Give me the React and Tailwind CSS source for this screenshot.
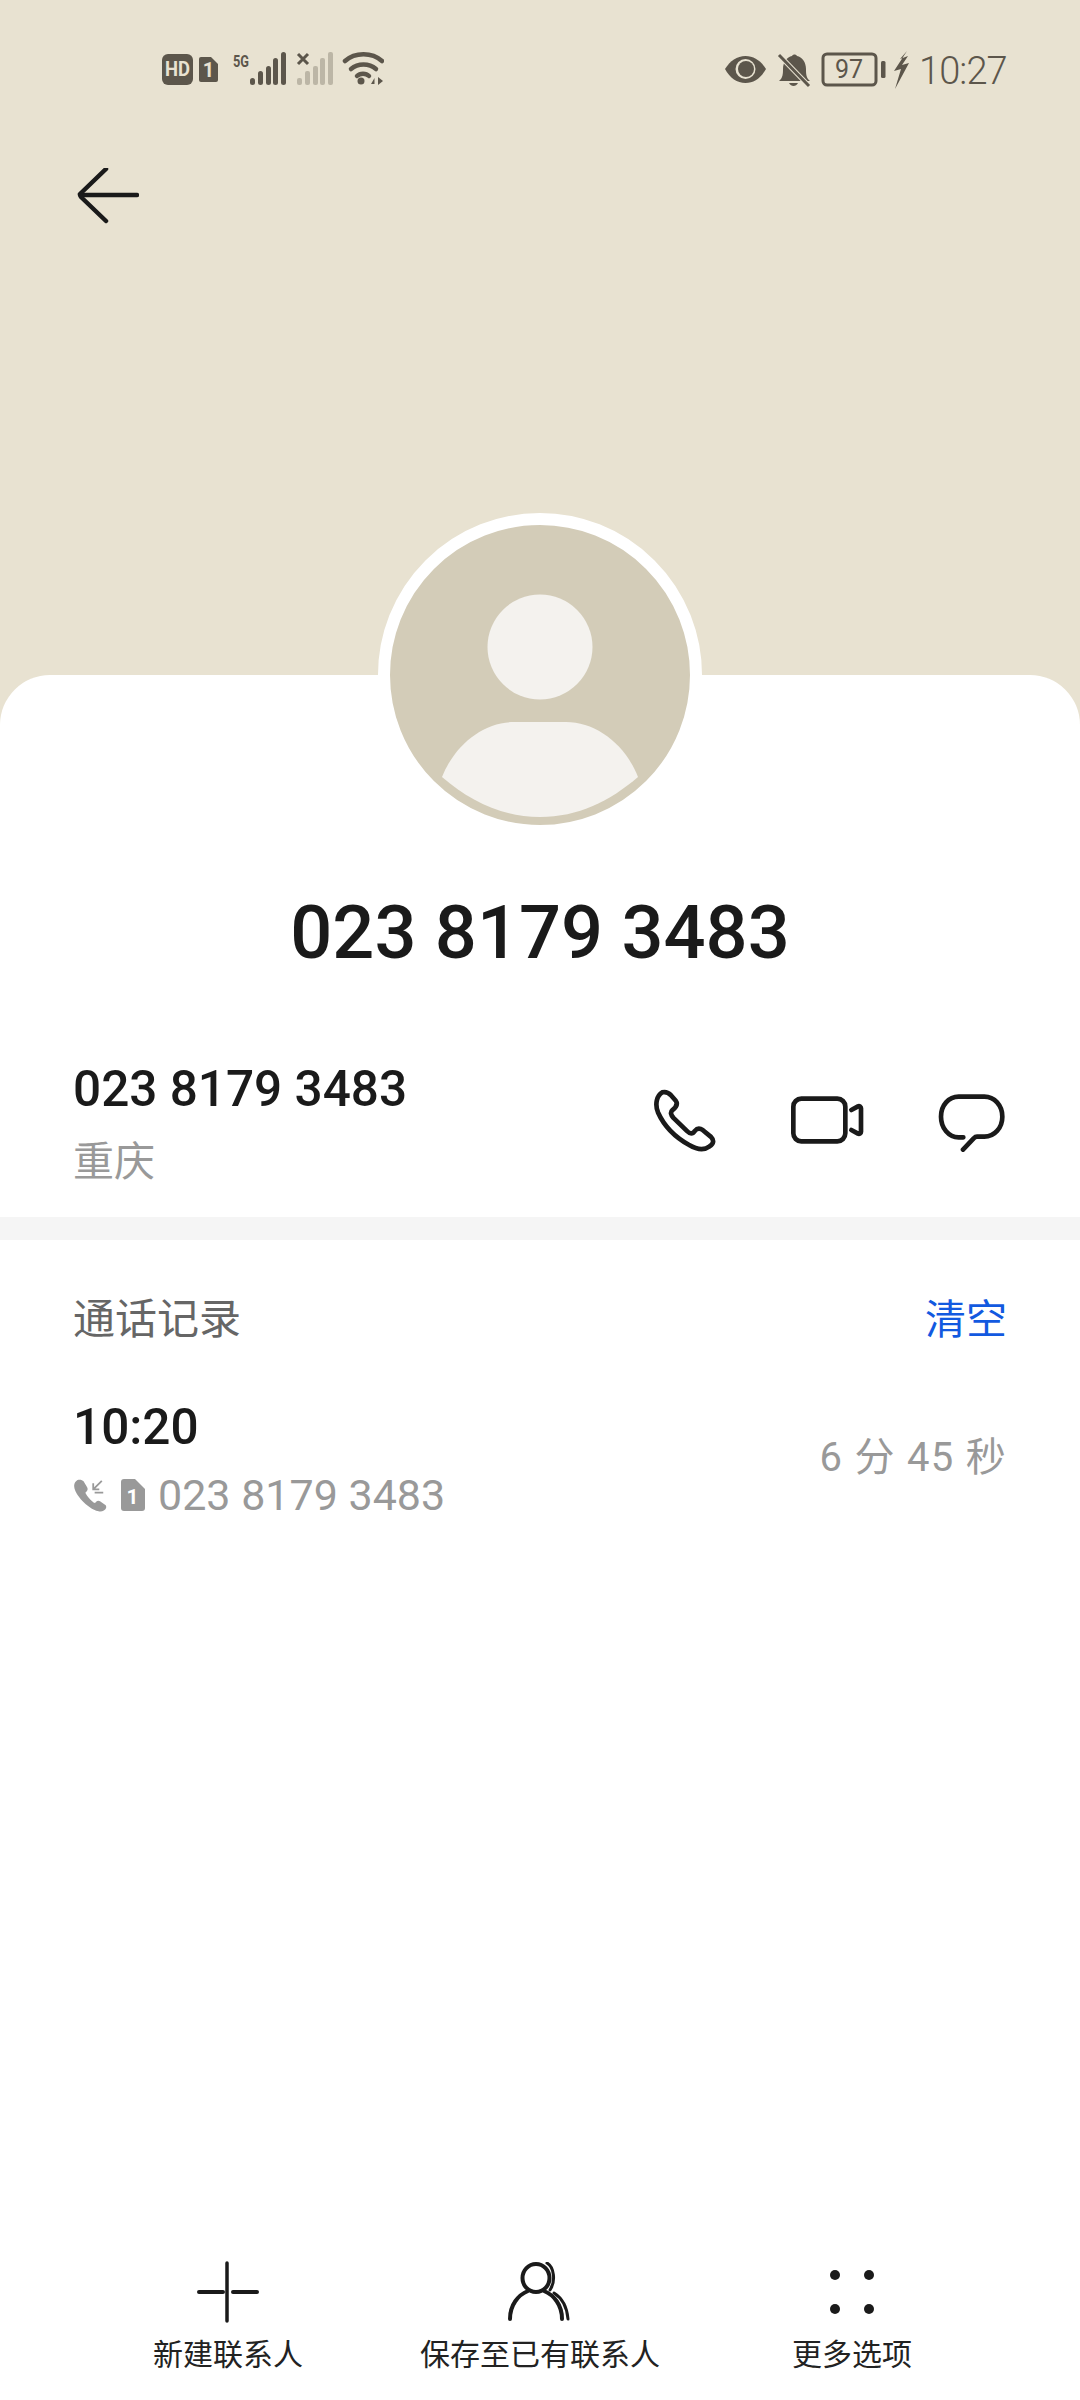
const InkStatus = '#5c564b'

const StatusLeft = () => (
    <svg width="222" height="40" viewBox="162 48 222 40" fill={InkStatus}>
        <rect x="162" y="53" width="31" height="31" rx="6" />
        <text x="177.5" y="75" textAnchor="middle" fontSize="20" fontWeight="700" fontFamily="Roboto, sans-serif" fill="#e8e2d1" textLength="25" lengthAdjust="spacingAndGlyphs">HD</text>
        <path d="M201 56h10l7 7v16a2 2 0 0 1-2 2h-15a2 2 0 0 1-2-2V58a2 2 0 0 1 2-2z" />
        <text x="208.5" y="76" textAnchor="middle" fontSize="20" fontWeight="700" fontFamily="Roboto, sans-serif" fill="#e8e2d1">1</text>
        <text x="233" y="66" fontSize="17" fontWeight="700" fontFamily="Roboto, sans-serif" textLength="16" lengthAdjust="spacingAndGlyphs">5G</text>
        <rect x="250" y="77" width="5" height="7" rx="2.5" />
        <rect x="258" y="70" width="5" height="14" rx="2.5" />
        <rect x="266" y="65" width="5" height="19" rx="2.5" />
        <rect x="273" y="57" width="5" height="27" rx="2.5" />
        <rect x="281" y="51" width="5" height="33" rx="2.5" />
        <path d="M298 53l10 10M308 53l-10 10" stroke={InkStatus} strokeWidth="3" fill="none" />
        <g fill="#bcb6a6">
            <rect x="297" y="77" width="5" height="7" rx="2" />
            <rect x="305" y="70" width="5" height="14" rx="2" />
            <rect x="313" y="65" width="5" height="19" rx="2" />
            <rect x="320" y="57" width="5" height="27" rx="2" />
            <rect x="328" y="51" width="5" height="33" rx="2" />
        </g>
        <g fill="none" stroke={InkStatus} strokeWidth="4.5" strokeLinecap="round">
            <path d="M345 60c10-9 27-9 37 0" />
            <path d="M351 68c7-6 18-6 25 0" />
            <path d="M357 75c3-3 9-3 12 0" />
        </g>
        <circle cx="361" cy="80" r="3.5" />
        <path d="M371 83l3.500-6v6zM378 76l5 4-5 4z" />
    </svg>
)

const StatusRight = () => (
    <div className="flex items-center">
        <svg width="186" height="40" viewBox="722 49 186 40" fill={InkStatus}>
            <path d="M724 68c5-8 12-13 20.500-13s15.500 5 20.500 13c-5 9-12 14-20.500 14s-15.500-5-20.500-14z" />
            <circle cx="744.500" cy="68" r="10" fill="#e8e2d1" />
            <circle cx="745" cy="68" r="8" />
            <path d="M778 80c4-3 4-8 4-12 0-7 4-12 9-13 1-2 4-2 5 0 5 1 9 6 9 13 0 4 0 9 4 12z" />
            <path d="M788 82c2 4 7 4 9 0z" />
            <path d="M779 55l28 29" stroke="#e8e2d1" strokeWidth="5" />
            <path d="M778 54l30 31" stroke={InkStatus} strokeWidth="3" />
            <rect x="822" y="53" width="53" height="31" rx="4" fill="none" stroke={InkStatus} strokeWidth="3" />
            <text x="848" y="77" textAnchor="middle" fontSize="25" fontFamily="Roboto, sans-serif" fontWeight="400">97</text>
            <rect x="880" y="60" width="4.500" height="17" rx="1.500" />
            <path d="M906 50l-13 20 7-2-6 20 14-26-7 2 6-9-8 3z" />
        </svg>
        <span className="ml-[10px] w-[86px] mt-[2px] text-[38px] leading-[40px] font-light tracking-[-0.9px] text-[#5c564b]">10:27</span>
    </div>
)

const PhoneIcon = () => (
    <svg width="62" height="63" viewBox="100 115 185 188" fill="none" stroke="#1a1a1a" strokeWidth="14" strokeLinejoin="round">
        <path d="M125 125c10-3 17 0 25 8l15 17c7 10 0 20-10 28-7 6-5 14 3 23l40 39c10 10 17 10 24 0 8-10 16-8 24-2l24 20c10 10 8 20-4 28-16 12-34 12-61-4-40-22-75-57-93-97-10-25-4-50 13-60z" />
    </svg>
)

const VideoIcon = () => (
    <svg width="73" height="48" viewBox="515 138 219 144" fill="none" stroke="#1a1a1a" strokeWidth="14" strokeLinecap="round" strokeLinejoin="round">
        <rect x="522" y="146" width="156" height="128" rx="24" />
        <path d="M696 180l20-11c4-2 9 1 9 6v70c0 5-5 8-9 6l-20-11" />
    </svg>
)

const ChatIcon = () => (
    <svg width="67" height="58" viewBox="955 126 201 174" fill="none" stroke="#1a1a1a" strokeWidth="14" strokeLinecap="round" strokeLinejoin="round">
        <path d="M1031 256h-14c-30 0-53-28-53-62s23-60 53-60h77c30 0 54 26 54 60s-24 60-54 60h-22c-4 0-7 2-10 5l-32 34" />
    </svg>
)

const NavItem = ({ icon, label }) => (
    <div className="flex flex-col items-center w-[312px]">
        <div className="h-[62px] flex items-center justify-center">{icon}</div>
        <span className="mt-[12px] text-[30px] leading-[40px] text-[#222222]">{label}</span>
    </div>
)

const App = () => {
    return (
        <div className="w-[1080px] h-[2400px] flex flex-col bg-[#e8e2d1] overflow-hidden font-['Roboto','Noto_Sans_CJK_SC',sans-serif]">
            {/* header */}
            <div className="h-[675px] shrink-0">
                <div className="pt-[49px] pl-[162px] pr-[75px] h-[90px] flex justify-between items-start">
                    <StatusLeft />
                    <StatusRight />
                </div>
                <div className="pl-[77px] pt-[78px]">
                    <svg width="62" height="56" viewBox="0 0 62 56" fill="none" stroke="#1a1a1a" strokeWidth="4.500" strokeLinecap="round" strokeLinejoin="round">
                        <path d="M3 27h57" />
                        <path d="M3 26l26-25M4 29l25 24" />
                    </svg>
                </div>
            </div>

            {/* card */}
            <div className="flex-1 bg-white rounded-t-[50px] flex flex-col">
                <div className="-mt-[162px] self-center w-[324px] h-[324px] rounded-full border-[12px] border-white bg-[#d3ccb8] shrink-0">
                    <svg width="300" height="300" viewBox="0 0 300 300">
                        <circle cx="150" cy="122" r="52.500" fill="#f4f2ee" />
                        <path d="M52 252c13-33 42-55 72-55h52c30 0 59 22 72 55-28 24-60 40-98 40s-70-16-98-40z" fill="#f4f2ee" />
                    </svg>
                </div>

                <h1 className="mt-[51px] text-center text-[74px] leading-[90px] font-medium text-[#1a1a1a]">023 8179 3483</h1>

                <div className="mt-[76px] pl-[73px] pr-[75px] flex justify-between items-center">
                    <div>
                        <div className="text-[49.500px] leading-[70px] font-medium text-[#1a1a1a]">023 8179 3483</div>
                        <div className="mt-[8px] text-[41px] leading-[60px] text-[#999999]">重庆</div>
                    </div>
                    <div className="flex items-center -mt-[6px]">
                        <PhoneIcon />
                        <div className="ml-[75px]"><VideoIcon /></div>
                        <div className="ml-[74px] mt-[6px]"><ChatIcon /></div>
                    </div>
                </div>

                <div className="mt-[25px] h-[23px] bg-[#f5f5f5]" />

                <div className="mt-[51px] pl-[73px] pr-[73px] flex justify-between items-center">
                    <span className="text-[42px] leading-[58px] text-[#666666]">通话记录</span>
                    <span className="text-[41px] leading-[58px] text-[#1259e0]">清空</span>
                </div>

                <div className="mt-[47px] pl-[73px] pr-[73px] flex justify-between items-center">
                    <div>
                        <div className="text-[49.500px] leading-[62px] font-medium text-[#1a1a1a]">10:20</div>
                        <div className="mt-[12px] flex items-center">
                            <svg width="34" height="34" viewBox="74 285 92 95" fill="#999999">
                                <path d="M88 290c-8 2-13 10-12 20 2 20 35 60 68 68 9 2 18-2 21-9 1-4 0-7-3-9l-14-10c-4-2-7-2-10 1l-4 4c-10-4-23-20-27-29l4-4c3-3 3-7 1-11l-10-17c-3-3-8-5-14-4z" />
                                <path d="M153 293l-24 24M129 300v17h17M133 326h24" stroke="#999999" strokeWidth="5" fill="none" />
                            </svg>
                            <svg className="ml-[14px]" width="24" height="32" viewBox="0 0 24 32" fill="#999999">
                                <path d="M3 0h11l10 10v19a3 3 0 0 1-3 3H3a3 3 0 0 1-3-3V3a3 3 0 0 1 3-3z" />
                                <text x="11.500" y="25" textAnchor="middle" fontSize="21" fontWeight="700" fontFamily="Roboto, sans-serif" fill="#ffffff">1</text>
                            </svg>
                            <span className="ml-[13px] text-[43px] leading-[50px] text-[#999999]">023 8179 3483</span>
                        </div>
                    </div>
                    <span className="text-[40px] leading-[50px] tracking-[1.300px] text-[#999999]">6 分 45 秒</span>
                </div>

                <div className="flex-1" />

                {/* bottom actions */}
                <div className="flex justify-center pb-[25px]">
                    <NavItem
                        label="新建联系人"
                        icon={
                            <svg width="62" height="62" viewBox="0 0 62 62" fill="none" stroke="#1a1a1a" strokeLinecap="round">
                                <path d="M30 2v58" strokeWidth="3.500" />
                                <path d="M2 31h24M36 31h24" strokeWidth="4" />
                            </svg>
                        }
                    />
                    <NavItem
                        label="保存至已有联系人"
                        icon={
                            <svg width="64" height="60" viewBox="0 0 64 60" fill="none" stroke="#1a1a1a" strokeLinecap="round">
                                <ellipse cx="28" cy="16" rx="13.500" ry="14" strokeWidth="4" />
                                <path d="M2 57c0-14 8-24 18-28M54 57c0-14-8-24-18-28" strokeWidth="4" />
                                <path d="M39 1c7 4 9 18 3 27" strokeWidth="3" />
                                <path d="M46 31c8 5 13 14 14 26" strokeWidth="3" />
                            </svg>
                        }
                    />
                    <NavItem
                        label="更多选项"
                        icon={
                            <svg width="46" height="46" viewBox="0 0 46 46" fill="#1a1a1a">
                                <circle cx="6" cy="6" r="5" />
                                <circle cx="40" cy="6" r="5" />
                                <circle cx="6" cy="40" r="5" />
                                <circle cx="40" cy="40" r="5" />
                            </svg>
                        }
                    />
                </div>
            </div>
        </div>
    )
}

export default App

Instructions to follow -> Everything from the first line of the listing above through the line that contains "const InkStatus = '#5c564b'" is to be restated word for word, minus the pictures.

Task response ->
Give me the React and Tailwind CSS source for this screenshot.
const InkStatus = '#5c564b'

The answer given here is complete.